The listing below is to be output in its exact form.

== INPUT DATA

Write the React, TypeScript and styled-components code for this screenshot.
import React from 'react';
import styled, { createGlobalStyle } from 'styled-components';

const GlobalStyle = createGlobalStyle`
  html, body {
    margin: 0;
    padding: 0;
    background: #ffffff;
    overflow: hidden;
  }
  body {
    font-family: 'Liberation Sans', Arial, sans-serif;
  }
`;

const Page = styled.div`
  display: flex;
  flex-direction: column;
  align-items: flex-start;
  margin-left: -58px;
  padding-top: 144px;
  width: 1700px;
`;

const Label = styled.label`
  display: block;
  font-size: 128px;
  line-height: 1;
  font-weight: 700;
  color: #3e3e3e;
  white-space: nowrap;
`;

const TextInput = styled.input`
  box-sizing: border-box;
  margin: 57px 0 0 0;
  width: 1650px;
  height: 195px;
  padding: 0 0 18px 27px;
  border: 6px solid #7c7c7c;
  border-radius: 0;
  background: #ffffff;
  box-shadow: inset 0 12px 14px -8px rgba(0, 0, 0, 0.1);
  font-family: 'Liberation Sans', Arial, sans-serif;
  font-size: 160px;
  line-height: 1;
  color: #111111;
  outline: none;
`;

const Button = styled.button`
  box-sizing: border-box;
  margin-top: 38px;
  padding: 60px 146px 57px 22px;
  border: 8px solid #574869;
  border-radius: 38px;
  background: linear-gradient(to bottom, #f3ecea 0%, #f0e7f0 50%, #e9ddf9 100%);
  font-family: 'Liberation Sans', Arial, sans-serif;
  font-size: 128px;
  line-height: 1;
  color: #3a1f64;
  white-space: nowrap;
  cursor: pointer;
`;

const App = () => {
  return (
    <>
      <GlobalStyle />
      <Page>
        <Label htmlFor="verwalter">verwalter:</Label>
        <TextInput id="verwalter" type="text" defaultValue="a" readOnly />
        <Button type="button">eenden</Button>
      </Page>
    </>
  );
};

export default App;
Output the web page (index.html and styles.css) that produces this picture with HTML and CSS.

====

= RESPONSE TO THIS EXERCISE =
Write the React, TypeScript and styled-components code for this screenshot.
import React from 'react';
import styled, { createGlobalStyle } from 'styled-components';

const GlobalStyle = createGlobalStyle`
  html, body {
    margin: 0;
    padding: 0;
    background: #ffffff;
    overflow: hidden;
  }
  body {
    font-family: 'Liberation Sans', Arial, sans-serif;
  }
`;

const Page = styled.div`
  display: flex;
  flex-direction: column;
  align-items: flex-start;
  margin-left: -58px;
  padding-top: 144px;
  width: 1700px;
`;

const Label = styled.label`
  display: block;
  font-size: 128px;
  line-height: 1;
  font-weight: 700;
  color: #3e3e3e;
  white-space: nowrap;
`;

const TextInput = styled.input`
  box-sizing: border-box;
  margin: 57px 0 0 0;
  width: 1650px;
  height: 195px;
  padding: 0 0 18px 27px;
  border: 6px solid #7c7c7c;
  border-radius: 0;
  background: #ffffff;
  box-shadow: inset 0 12px 14px -8px rgba(0, 0, 0, 0.1);
  font-family: 'Liberation Sans', Arial, sans-serif;
  font-size: 160px;
  line-height: 1;
  color: #111111;
  outline: none;
`;

const Button = styled.button`
  box-sizing: border-box;
  margin-top: 38px;
  padding: 60px 146px 57px 22px;
  border: 8px solid #574869;
  border-radius: 38px;
  background: linear-gradient(to bottom, #f3ecea 0%, #f0e7f0 50%, #e9ddf9 100%);
  font-family: 'Liberation Sans', Arial, sans-serif;
  font-size: 128px;
  line-height: 1;
  color: #3a1f64;
  white-space: nowrap;
  cursor: pointer;
`;

const App = () => {
  return (
    <>
      <GlobalStyle />
      <Page>
        <Label htmlFor="verwalter">verwalter:</Label>
        <TextInput id="verwalter" type="text" defaultValue="a" readOnly />
        <Button type="button">eenden</Button>
      </Page>
    </>
  );
};

export default App;
Output the web page (index.html and styles.css) that produces this picture with HTML and CSS.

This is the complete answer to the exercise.